Was aber passiert, wenn die Preisinflation noch weiter steigt und dann hartnäckig hoch bleibt, sagen wir bei fünf, sechs oder mehr Prozent pro Jahr? Wenn es keinen Weg gibt, die EZB-Räte auf ihren gesetzlichen Auftrag, die Bewahrung der Preisstabilität, zurückzuzwingen, kommt die hohe Preisinflation. Und ist sie gekommen, dann, um zu bleiben.

Natürlich passt eine erhöhte Preisinflation den Staaten gut ins Bild. Sie entwertet die Staatsschulden, und niedrige EZB-Zinsen entlasten die Haushalte. Dazu bringt sie die breite Bevölkerung in Not, macht viele zu Empfängern staatlicher Almosen. Soziale Konflikte und menschliche Verbitterung, die die Preisinflation schüren, öffnen zudem dem Vordringen des Staates in Wirtschaft und Gesellschaft Tür und Tor: etwa für den Erlass von Preisober- und Untergrenzen für bestimmte Güter (Nahrungsmittel, Transport et cetera) oder für das Ausrollen von Besteuerungs- und Umverteilungsmaßnahmen.

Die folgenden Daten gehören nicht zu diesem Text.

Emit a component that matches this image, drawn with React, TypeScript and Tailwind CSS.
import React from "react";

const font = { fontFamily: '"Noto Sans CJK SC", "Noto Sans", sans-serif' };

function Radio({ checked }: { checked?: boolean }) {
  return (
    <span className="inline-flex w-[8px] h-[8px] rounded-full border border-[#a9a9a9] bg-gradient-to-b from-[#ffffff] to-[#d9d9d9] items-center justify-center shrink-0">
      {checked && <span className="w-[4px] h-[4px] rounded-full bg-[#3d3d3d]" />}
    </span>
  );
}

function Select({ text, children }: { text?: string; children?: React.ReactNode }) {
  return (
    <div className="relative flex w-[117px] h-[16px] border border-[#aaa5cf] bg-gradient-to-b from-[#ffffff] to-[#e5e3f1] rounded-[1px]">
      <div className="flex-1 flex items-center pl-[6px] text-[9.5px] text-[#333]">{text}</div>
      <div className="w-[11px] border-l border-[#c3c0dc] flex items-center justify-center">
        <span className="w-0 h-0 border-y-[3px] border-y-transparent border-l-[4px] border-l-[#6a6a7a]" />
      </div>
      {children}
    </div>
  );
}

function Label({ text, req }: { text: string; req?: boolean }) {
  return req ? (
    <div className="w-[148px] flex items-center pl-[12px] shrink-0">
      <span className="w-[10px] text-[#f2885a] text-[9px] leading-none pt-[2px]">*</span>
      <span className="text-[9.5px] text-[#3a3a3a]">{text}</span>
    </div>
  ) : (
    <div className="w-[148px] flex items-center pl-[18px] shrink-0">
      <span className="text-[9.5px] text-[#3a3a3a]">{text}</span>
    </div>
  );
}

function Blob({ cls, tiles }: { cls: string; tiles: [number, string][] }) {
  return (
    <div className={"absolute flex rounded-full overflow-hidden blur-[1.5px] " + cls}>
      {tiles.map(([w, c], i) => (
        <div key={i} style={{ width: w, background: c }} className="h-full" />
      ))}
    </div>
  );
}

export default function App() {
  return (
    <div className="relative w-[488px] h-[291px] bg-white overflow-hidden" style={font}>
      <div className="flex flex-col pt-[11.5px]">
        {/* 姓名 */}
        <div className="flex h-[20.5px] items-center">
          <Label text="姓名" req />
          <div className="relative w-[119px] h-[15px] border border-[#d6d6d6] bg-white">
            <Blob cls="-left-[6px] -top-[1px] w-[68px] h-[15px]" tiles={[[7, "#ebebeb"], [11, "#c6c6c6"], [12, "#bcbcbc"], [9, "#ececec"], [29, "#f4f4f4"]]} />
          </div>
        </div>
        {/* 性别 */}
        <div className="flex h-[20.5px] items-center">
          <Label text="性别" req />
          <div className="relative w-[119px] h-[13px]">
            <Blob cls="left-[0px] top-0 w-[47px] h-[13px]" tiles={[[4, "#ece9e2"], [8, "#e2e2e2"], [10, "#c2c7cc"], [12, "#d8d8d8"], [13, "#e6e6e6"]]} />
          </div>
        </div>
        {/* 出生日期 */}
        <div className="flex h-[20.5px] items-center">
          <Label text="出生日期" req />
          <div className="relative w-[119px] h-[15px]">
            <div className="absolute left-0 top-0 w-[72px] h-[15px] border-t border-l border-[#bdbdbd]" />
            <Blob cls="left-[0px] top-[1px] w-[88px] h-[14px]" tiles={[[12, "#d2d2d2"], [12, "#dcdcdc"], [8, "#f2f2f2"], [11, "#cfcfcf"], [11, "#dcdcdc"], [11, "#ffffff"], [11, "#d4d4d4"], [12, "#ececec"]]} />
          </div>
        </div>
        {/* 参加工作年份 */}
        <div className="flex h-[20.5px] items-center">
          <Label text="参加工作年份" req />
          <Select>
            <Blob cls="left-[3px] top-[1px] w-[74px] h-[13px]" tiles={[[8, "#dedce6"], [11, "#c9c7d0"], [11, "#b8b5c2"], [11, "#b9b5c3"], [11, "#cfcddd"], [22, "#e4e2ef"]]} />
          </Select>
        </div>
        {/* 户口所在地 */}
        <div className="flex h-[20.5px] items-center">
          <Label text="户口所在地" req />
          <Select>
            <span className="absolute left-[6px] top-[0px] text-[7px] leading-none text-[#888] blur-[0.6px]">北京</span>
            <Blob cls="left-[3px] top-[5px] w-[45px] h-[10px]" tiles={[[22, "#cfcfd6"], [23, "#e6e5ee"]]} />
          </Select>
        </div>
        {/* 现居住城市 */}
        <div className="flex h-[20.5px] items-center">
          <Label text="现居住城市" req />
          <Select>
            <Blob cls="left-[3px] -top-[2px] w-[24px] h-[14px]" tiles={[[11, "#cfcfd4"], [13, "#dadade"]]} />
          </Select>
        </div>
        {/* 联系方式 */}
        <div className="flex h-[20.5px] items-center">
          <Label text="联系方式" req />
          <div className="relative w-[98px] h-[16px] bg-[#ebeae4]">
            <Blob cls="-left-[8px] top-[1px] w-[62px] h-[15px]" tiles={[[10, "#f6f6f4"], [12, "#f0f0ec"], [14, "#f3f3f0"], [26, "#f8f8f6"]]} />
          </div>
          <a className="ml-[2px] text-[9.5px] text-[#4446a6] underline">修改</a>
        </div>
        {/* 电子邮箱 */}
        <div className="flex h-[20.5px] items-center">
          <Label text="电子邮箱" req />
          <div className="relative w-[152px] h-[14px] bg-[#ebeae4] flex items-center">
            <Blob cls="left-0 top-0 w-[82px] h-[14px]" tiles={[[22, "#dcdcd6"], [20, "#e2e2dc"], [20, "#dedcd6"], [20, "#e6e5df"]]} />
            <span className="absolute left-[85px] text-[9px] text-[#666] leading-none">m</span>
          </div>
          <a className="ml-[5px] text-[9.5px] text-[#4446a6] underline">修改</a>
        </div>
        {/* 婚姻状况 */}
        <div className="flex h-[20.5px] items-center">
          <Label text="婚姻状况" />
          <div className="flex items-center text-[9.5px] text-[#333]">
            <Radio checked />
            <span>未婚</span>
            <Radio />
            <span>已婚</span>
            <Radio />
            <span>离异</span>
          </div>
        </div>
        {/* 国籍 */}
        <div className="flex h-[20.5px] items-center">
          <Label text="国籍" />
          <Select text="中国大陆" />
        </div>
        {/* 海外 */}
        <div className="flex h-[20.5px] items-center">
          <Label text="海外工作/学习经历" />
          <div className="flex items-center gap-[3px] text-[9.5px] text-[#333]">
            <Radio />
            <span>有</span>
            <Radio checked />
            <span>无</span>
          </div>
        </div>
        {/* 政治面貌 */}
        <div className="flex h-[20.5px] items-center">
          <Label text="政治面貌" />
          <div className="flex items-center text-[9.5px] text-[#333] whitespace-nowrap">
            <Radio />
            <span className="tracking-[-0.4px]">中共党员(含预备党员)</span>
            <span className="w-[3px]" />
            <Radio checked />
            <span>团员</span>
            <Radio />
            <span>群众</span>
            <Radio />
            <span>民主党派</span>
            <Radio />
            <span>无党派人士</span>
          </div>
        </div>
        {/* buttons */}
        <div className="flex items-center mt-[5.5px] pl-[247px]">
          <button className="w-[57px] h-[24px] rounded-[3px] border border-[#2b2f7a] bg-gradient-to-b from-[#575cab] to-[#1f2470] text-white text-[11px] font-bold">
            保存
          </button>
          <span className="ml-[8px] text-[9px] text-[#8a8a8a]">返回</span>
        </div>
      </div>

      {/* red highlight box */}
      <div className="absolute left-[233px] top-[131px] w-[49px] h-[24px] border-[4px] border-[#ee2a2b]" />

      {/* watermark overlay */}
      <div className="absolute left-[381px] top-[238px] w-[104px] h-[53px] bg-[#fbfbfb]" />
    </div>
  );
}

Nicht zuletzt senkt die Preisinflation durch die "Verarmung der Massen" die Kaufkraft, verringert damit die Nachfrage, die Produktion und den Ressourcenverbrauch - Klimaschutz durch Entprosperieren; ein zutiefst antiliberales, geradezu menschenfeindliches Programm.

Wer in all dem einen neomarxistischen, sozialistischen Umsturzversuch zu erblicken meint, der liegt vermutlich nicht ganz so falsch. Die Ideen des Marxismus-Sozialismus, die "im neuen Gewand" daherkommen, erfahren schließlich seit Jahr und Tag eine ungeahnte Renaissance und werden vielfach von den Menschen als solche gar nicht erkannt. Mit den Themen "Klimawandel" und "Corona-Krise" haben sie nun aber ungeahnte Schubkraft erhalten, und kaum etwas scheint sich ihrem Siegeszug noch in den Weg zu stellen.

Da ist es umso wichtiger, Artikel drei des Kölschen Grundgesetzes nicht vorschnell zu vergessen: Schließlich hat das neosozialistische Weltgroßprojekt eine ganze Reihe von Schwachstellen und Verwundbarkeiten, die es doch noch zu Fall bringen können. Nur bei der Euro-Kaufkraft wird allerdings wohl leider Artikel vier des Kölschen Grundgesetzes gelten: "Wat fott es, es fott."